A German suspect facing war crime charges of colluding in the murders of 430,000 Jews at Belzec death camp in World War II, died at his home aged 89.
German Nazi suspect Samuel Kunz was accused of being a guard at Belzec death camp in occupied Poland.
He was third on the Simon Wiesenthal Center’s list of most wanted Nazi war crime suspects and was due to go on trial early next year.
He was also accused of personally shooting dead 10 Jews at the camp in occupied Poland during 1942-43.
State Prosecutor Andreas Brendel said Kunz died at home last Thursday. The cause of death is unclear.

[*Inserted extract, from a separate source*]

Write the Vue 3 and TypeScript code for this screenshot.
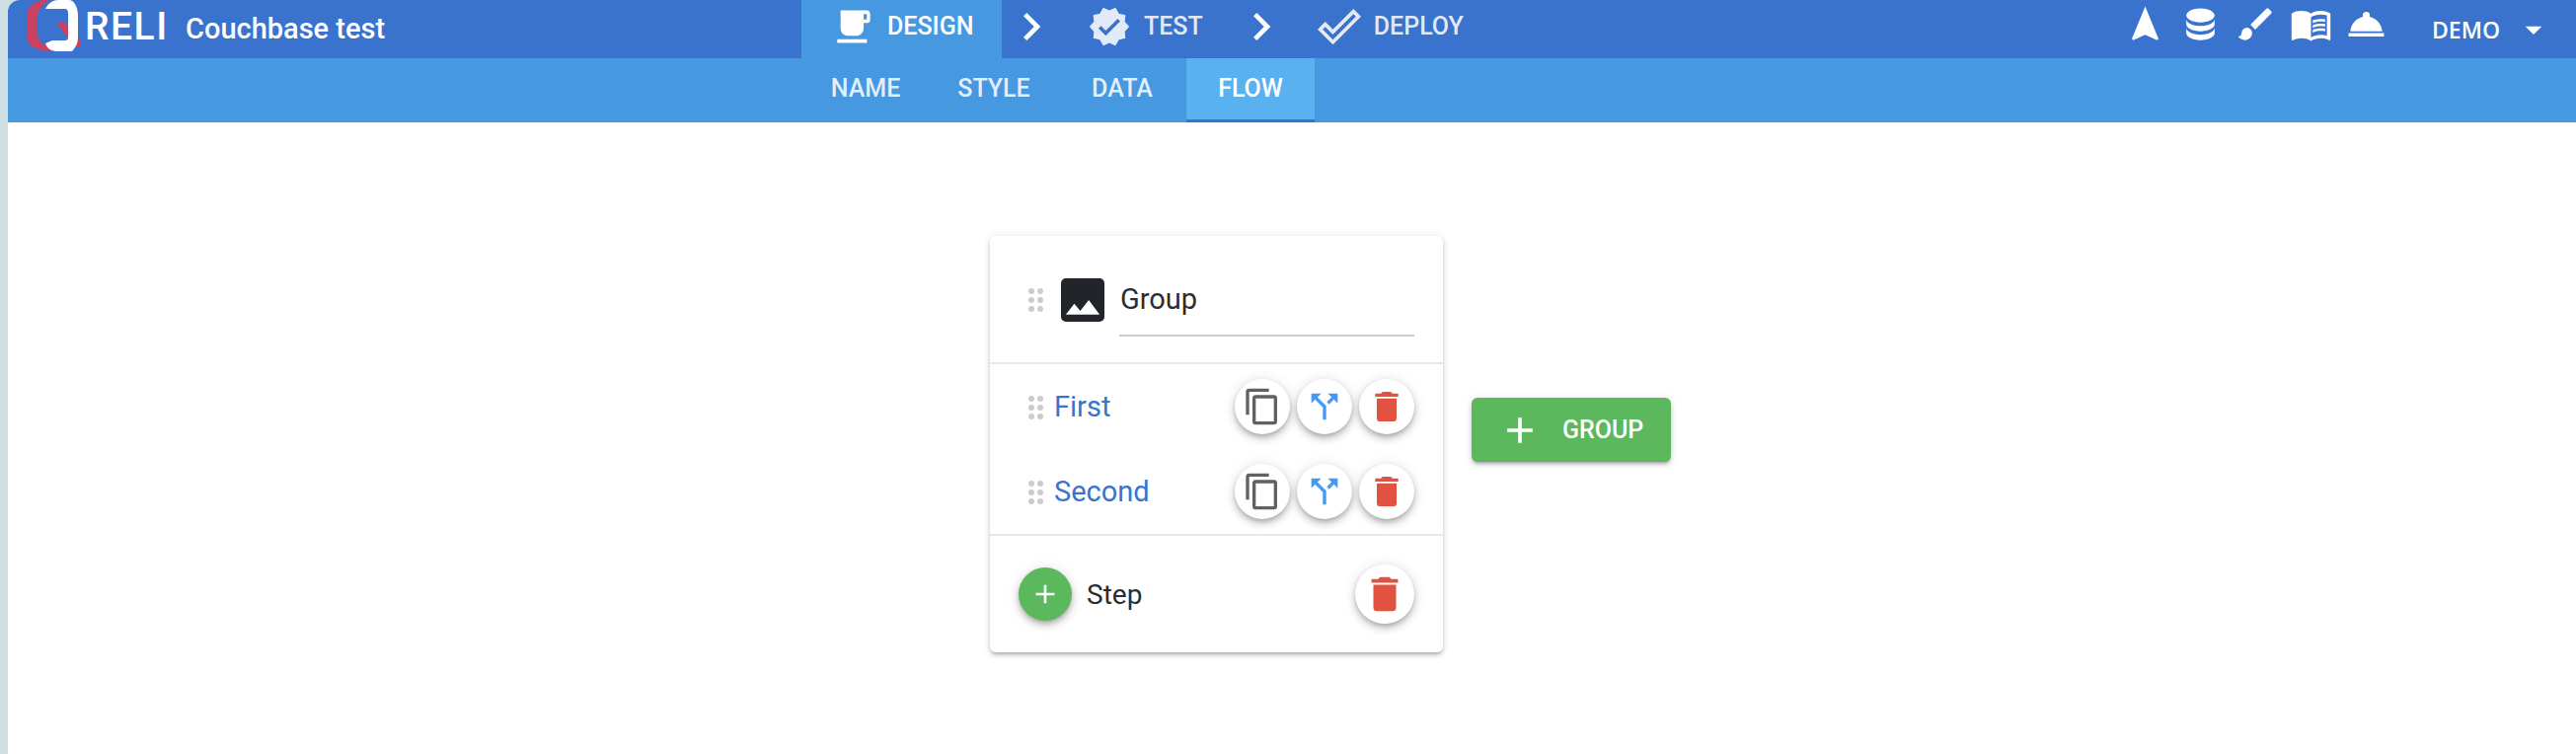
<script setup lang="ts">
const icons = {
  coffee: 'M2,21H20V19H2M20,8H18V5H20M20,3H4V13A4,4 0 0,0 8,17H14A4,4 0 0,0 18,13V10H20A2,2 0 0,0 22,8V5C22,3.89 21.1,3 20,3Z',
  decagram: 'M23,12L20.56,9.22L20.9,5.54L17.29,4.72L15.4,1.54L12,3L8.6,1.54L6.71,4.72L3.1,5.53L3.44,9.21L1,12L3.44,14.78L3.1,18.47L6.71,19.29L8.6,22.47L12,21L15.4,22.46L17.29,19.28L20.9,18.46L20.56,14.78L23,12M10,17L6,13L7.41,11.59L10,14.17L16.59,7.58L18,9L10,17Z',
  checkOutline: 'M19.78,2.2L24,6.42L8.44,22L0,13.55L4.22,9.33L8.44,13.55L19.78,2.2M19.78,5L8.44,16.36L4.22,12.16L2.81,13.55L8.44,19.17L21.19,6.42L19.78,5Z',
  chevron: 'M8.59,16.58L13.17,12L8.59,7.41L10,6L16,12L10,18L8.59,16.58Z',
  navigation: 'M12,2L4.5,20.29L5.21,21L12,18L18.79,21L19.5,20.29L12,2Z',
  database: 'M12,3C7.58,3 4,4.79 4,7C4,9.21 7.58,11 12,11C16.42,11 20,9.21 20,7C20,4.79 16.42,3 12,3M4,9V12C4,14.21 7.58,16 12,16C16.42,16 20,14.21 20,12V9C20,11.21 16.42,13 12,13C7.58,13 4,11.21 4,9M4,14V17C4,19.21 7.58,21 12,21C16.42,21 20,19.21 20,17V14C20,16.21 16.42,18 12,18C7.58,18 4,16.21 4,14Z',
  brush: 'M20.71,4.63L19.37,3.29C19,2.9 18.35,2.9 17.96,3.29L9,12.25L11.75,15L20.71,6.04C21.1,5.65 21.1,5 20.71,4.63M7,14A3,3 0 0,0 4,17C4,18.31 2.84,19 2,19C2.92,20.22 4.5,21 6,21A4,4 0 0,0 10,17A3,3 0 0,0 7,14Z',
  book: 'M21,5C19.89,4.65 18.67,4.5 17.5,4.5C15.55,4.5 13.45,4.9 12,6C10.55,4.9 8.45,4.5 6.5,4.5C4.55,4.5 2.45,4.9 1,6V20.65C1,20.9 1.25,21.15 1.5,21.15C1.6,21.15 1.65,21.1 1.75,21.1C3.1,20.45 5.05,20 6.5,20C8.45,20 10.55,20.4 12,21.5C13.35,20.65 15.8,20 17.5,20C19.15,20 20.85,20.3 22.25,21.05C22.35,21.1 22.4,21.1 22.5,21.1C22.75,21.1 23,20.85 23,20.6V6C22.4,5.55 21.75,5.25 21,5M21,18.5C19.9,18.15 18.7,18 17.5,18C15.8,18 13.35,18.65 12,19.5V8C13.35,7.15 15.8,6.5 17.5,6.5C18.7,6.5 19.9,6.65 21,7V18.5Z M17.5,10.5C18.38,10.5 19.23,10.59 20,10.76V9.24C19.21,9.09 18.36,9 17.5,9C15.8,9 14.26,9.29 13,9.83V11.49C14.13,10.85 15.7,10.5 17.5,10.5M13,12.49V14.15C14.13,13.51 15.7,13.16 17.5,13.16C18.38,13.16 19.23,13.25 20,13.42V11.9C19.21,11.75 18.36,11.66 17.5,11.66C15.8,11.66 14.26,11.96 13,12.49M17.5,14.33C15.8,14.33 14.26,14.62 13,15.16V16.82C14.13,16.18 15.7,15.83 17.5,15.83C18.38,15.83 19.23,15.92 20,16.09V14.57C19.21,14.41 18.36,14.33 17.5,14.33Z',
  bell: 'M2,17H22V19H2V17M13.84,7.79C13.94,7.55 14,7.28 14,7A2,2 0 0,0 12,5A2,2 0 0,0 10,7C10,7.28 10.06,7.55 10.16,7.79C6.25,8.6 3.27,11.93 3,16H21C20.73,11.93 17.75,8.6 13.84,7.79Z',
  copy: 'M19,21H8V7H19M19,5H8A2,2 0 0,0 6,7V21A2,2 0 0,0 8,23H19A2,2 0 0,0 21,21V7A2,2 0 0,0 19,5M16,1H4A2,2 0 0,0 2,3V17H4V3H16V1Z',
  split: 'M14,4L16.29,6.29L13.41,9.17L14.83,10.59L17.71,7.71L20,10V4M10,4H4V10L6.29,7.71L11,12.41V20H13V11.59L7.71,6.29',
  trash: 'M19,4H15.5L14.5,3H9.5L8.5,4H5V6H19M6,19A2,2 0 0,0 8,21H16A2,2 0 0,0 18,19V7H6V19Z',
  image: 'M8.5,13.5L11,16.5L14.5,12L19,18H5M21,19V5C21,3.89 20.1,3 19,3H5A2,2 0 0,0 3,5V19A2,2 0 0,0 5,21H19A2,2 0 0,0 21,19Z',
  plus: 'M19,13H13V19H11V13H5V11H11V5H13V11H19V13Z',
  caret: 'M7,10L12,15L17,10H7Z',
}

const toolIcons = [icons.navigation, icons.database, icons.brush, icons.book, icons.bell]
const subTabs = ['Name', 'Style', 'Data', 'Flow']
const steps = ['First', 'Second']
const dots = [
  [3, 3], [12, 3], [3, 12], [12, 12], [3, 21], [12, 21],
]
</script>

<template>
  <div class="frame">
    <header class="topbar">
      <div class="brand">
        <div class="logo">
          <svg class="logo-q" viewBox="0 0 64 59" width="64" height="59">
            <path d="M24 0C13 1 7 8 7 16V36C7 45 14 51 33 52L36 48C24 47 18 42 18 34V17C18 10 24 4 30 0Z" fill="#cb4162" />
            <path d="M37 22.5H45L62 42V47H55Z" fill="#cb4162" />
            <path d="M26 9C29 3 34 0 39 0H50C55 0 59 7 59 16V38C59 43 57 48 53 52H38C33 52 28 50 26 44L33 41H46C48 41 49 40 49 38V14C49 10 48 9 45 9Z" fill="#fff" />
          </svg>
          <span class="logo-text">RELI</span>
        </div>
        <span class="title">Couchbase test</span>
      </div>
      <nav class="steps">
        <div class="step step-active">
          <svg class="design-icon" viewBox="0 0 24 24" preserveAspectRatio="none"><path :d="icons.coffee" /></svg>
          <span>Design</span>
        </div>
        <svg class="chev" viewBox="0 0 24 24"><path :d="icons.chevron" /></svg>
        <div class="step">
          <svg class="step-icon" viewBox="0 0 24 24"><path :d="icons.decagram" /></svg>
          <span>Test</span>
        </div>
        <svg class="chev" viewBox="0 0 24 24"><path :d="icons.chevron" /></svg>
        <div class="step">
          <svg class="step-icon" viewBox="0 0 24 24"><path :d="icons.checkOutline" /></svg>
          <span>Deploy</span>
        </div>
      </nav>
      <div class="tools">
        <svg v-for="(d, i) in toolIcons" :key="i" class="tool" viewBox="0 0 24 24"><path :d="d" /></svg>
      </div>
      <div class="user">
        <span>DEMO</span>
        <svg class="caret" viewBox="0 0 24 24"><path :d="icons.caret" /></svg>
      </div>
    </header>

    <div class="subbar">
      <div
        v-for="t in subTabs"
        :key="t"
        class="subtab"
        :class="{ 'subtab-active': t === 'Flow' }"
      >{{ t }}</div>
    </div>

    <main class="canvas">
      <section class="card">
        <div class="group-head">
          <svg class="drag" viewBox="0 0 15 24" width="15" height="24">
            <circle v-for="(p, i) in dots" :key="i" :cx="p[0]" :cy="p[1]" r="3" />
          </svg>
          <svg class="image-icon" viewBox="3 3 18 18"><path :d="icons.image" /></svg>
          <div class="name-field">Group</div>
        </div>

        <div class="step-list">
          <div v-for="s in steps" :key="s" class="step-row">
            <svg class="drag" viewBox="0 0 15 24" width="15" height="24">
              <circle v-for="(p, i) in dots" :key="i" :cx="p[0]" :cy="p[1]" r="3" />
            </svg>
            <a class="step-link">{{ s }}</a>
            <div class="row-actions">
              <button class="round"><svg class="icon-copy" viewBox="0 0 24 24"><path :d="icons.copy" /></svg></button>
              <button class="round"><svg class="icon-split" viewBox="0 0 24 24"><path :d="icons.split" /></svg></button>
              <button class="round"><svg class="icon-trash" viewBox="0 0 24 24"><path :d="icons.trash" /></svg></button>
            </div>
          </div>
        </div>

        <div class="card-foot">
          <button class="fab-add"><svg viewBox="0 0 24 24"><path :d="icons.plus" /></svg></button>
          <span class="foot-label">Step</span>
          <button class="round round-lg"><svg class="icon-trash" viewBox="0 0 24 24"><path :d="icons.trash" /></svg></button>
        </div>
      </section>

      <button class="add-group">
        <svg viewBox="0 0 24 24"><path :d="icons.plus" /></svg>
        <span>Group</span>
      </button>
    </main>
  </div>
</template>

<style>
html, body { margin: 0; background: #cfe0e5; }
</style>

<style scoped>
.frame {
  margin-left: 8px;
  height: 764px;
  background: #fff;
  border-top-left-radius: 12px;
  overflow: hidden;
  font-family: Roboto, sans-serif;
  display: flex;
  flex-direction: column;
}
.topbar {
  height: 59px;
  background: #3973cd;
  color: #fff;
  display: flex;
  align-items: stretch;
}
.brand { width: 804px; display: flex; align-items: center; flex: none; }
.logo { width: 168px; margin-left: 12px; height: 59px; display: flex; position: relative; flex: none; }
.logo-q { position: absolute; left: 0; top: 0; }
.logo-text { margin-left: 66px; font-size: 39px; font-weight: 500; line-height: 54px; letter-spacing: 1.5px; }
.title { font-size: 29px; font-weight: 500; margin-top: -2px; }
.steps { display: flex; align-items: stretch; }
.step {
  display: flex;
  align-items: center;
  gap: 13px;
  padding: 0 31px 6px 29px;
  font-size: 25px;
  font-weight: 500;
  text-transform: uppercase;
  color: rgba(255,255,255,.85);
}
.step svg { fill: rgba(255,255,255,.85); }
.step-active { background: #4699e1; color: #fff; width: 203px; box-sizing: border-box; padding: 0 0 6px 33px; gap: 14px; }
.step-active svg { fill: #fff; }
.design-icon { width: 40px; height: 44px; flex: none; }
.step-icon { width: 44px; height: 44px; flex: none; }
.chev { width: 56px; height: 56px; fill: #fff; align-self: flex-start; flex: none; margin-top: -1px; }
.steps > .step:first-child + .chev { margin-left: 2px; }
.tools { margin-left: auto; display: flex; align-items: center; gap: 13px; padding-bottom: 10px; }
.tool { width: 43px; height: 43px; fill: #fff; }
.user {
  display: flex;
  align-items: center;
  margin-left: 45px;
  padding-right: 23px;
  font-family: "Open Sans", sans-serif;
  font-size: 23px;
  font-weight: 600;
}
.caret { width: 40px; height: 40px; fill: #fff; margin-left: 14px; }
.subbar {
  height: 65px;
  background: #4699e1;
  padding-left: 804px;
  display: flex;
}
.subtab {
  display: flex;
  align-items: center;
  justify-content: center;
  box-sizing: border-box;
  width: 130px;
  padding-bottom: 5px;
  font-size: 25px;
  font-weight: 500;
  text-transform: uppercase;
  color: rgba(255,255,255,.85);
}
.subtab-active {
  background: #5ab1f0;
  color: #fff;
  box-shadow: inset 0 -3px 0 #3973cd;
}
.canvas {
  flex: 1;
  display: flex;
  align-items: flex-start;
  padding: 115px 0 0 995px;
  gap: 29px;
}
.card {
  width: 459px;
  height: 422px;
  background: #fff;
  border-radius: 6px;
  box-shadow: 0 3px 3px -2px rgba(0,0,0,.2), 0 3px 4px rgba(0,0,0,.14), 0 1px 8px rgba(0,0,0,.12);
  display: flex;
  flex-direction: column;
  color: #2a2d31;
}
.group-head {
  height: 130px;
  box-sizing: border-box;
  border-bottom: 2px solid #e8e8e8;
  display: flex;
  align-items: flex-start;
  padding: 43px 29px 0 39px;
}
.drag { fill: #ccc; flex: none; }
.group-head .drag { margin-top: 10px; }
.image-icon { width: 44px; height: 44px; fill: #212529; margin-left: 18px; flex: none; }
.name-field {
  margin-left: 15px;
  flex: 1;
  height: 59px;
  box-sizing: border-box;
  border-bottom: 2px solid #ccc;
  font-size: 29px;
  line-height: 42px;
  padding-left: 1px;
}
.step-list { height: 174px; box-sizing: border-box; border-bottom: 2px solid #e8e8e8; padding-top: 15px; }
.step-row { height: 86px; display: flex; align-items: flex-start; padding: 0 29px 0 39px; box-sizing: border-box; }
.step-row .drag { margin-top: 17px; }
.step-link { margin-left: 11px; font-size: 29px; line-height: 56px; color: #3973cd; }
.row-actions { margin-left: auto; display: flex; gap: 7px; }
.round {
  width: 56px;
  height: 56px;
  border: 0;
  padding: 0;
  border-radius: 50%;
  background: #fff;
  box-shadow: 0 3px 5px -1px rgba(0,0,0,.2), 0 5px 8px rgba(0,0,0,.14), 0 1px 14px rgba(0,0,0,.12);
  display: flex;
  align-items: center;
  justify-content: center;
}
.round svg { width: 40px; height: 40px; }
.icon-copy { fill: #616161; }
.icon-split { fill: #4699f0; }
.icon-trash { fill: #e25241; }
.card-foot {
  flex: 1;
  display: flex;
  align-items: center;
  padding: 0 29px 0 29px;
}
.fab-add {
  width: 54px;
  height: 54px;
  border: 0;
  padding: 0;
  border-radius: 50%;
  background: #5cb85c;
  box-shadow: 0 3px 5px -1px rgba(0,0,0,.2), 0 5px 8px rgba(0,0,0,.14), 0 1px 14px rgba(0,0,0,.12);
  display: flex;
  align-items: center;
  justify-content: center;
}
.fab-add svg { width: 32px; height: 32px; fill: #fff; }
.foot-label { margin-left: 15px; font-size: 28px; }
.round-lg { margin-left: auto; width: 60px; height: 60px; }
.round-lg svg { width: 46px; height: 46px; }
.add-group {
  margin-top: 164px;
  width: 202px;
  height: 65px;
  border: 0;
  padding: 0 0 0 27px;
  border-radius: 6px;
  background: #5cb85c;
  color: #fff;
  font-family: Roboto, sans-serif;
  font-size: 25px;
  font-weight: 500;
  text-transform: uppercase;
  display: flex;
  align-items: center;
  gap: 21px;
  box-shadow: 0 3px 3px -2px rgba(0,0,0,.2), 0 3px 4px rgba(0,0,0,.14), 0 1px 8px rgba(0,0,0,.12);
}
.add-group svg { width: 44px; height: 44px; fill: #fff; flex: none; }
</style>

Kunz had admitted to working at Belzec and had been called as a witness in the trial of alleged Nazi death camp guard John Demjanjuk, 90, who was deported from the US in 2009.
The prosecutors had alleged that both men trained at the Secret Service camp at Trawniki.
Kunz was accused of shoving Jews from trains at Belzec, pushing them into gas chambers and throwing their bodies into the mass graves.
He was also alleged to have shot dead two people who had escaped from a train and killed eight others who had been wounded.
Efraim Zuroff, head of the Simon Wiesenthal Center’s unit for hunting down Nazi war criminals, said it was very important that Kunz had been indicted.
“At least a small measure of justice was achieved,” he said.
Demjanjuk, 90, went on trial last year on charges of assisting in the murder of 28,000 Jews at the Sobibor death camp. He denied the charges.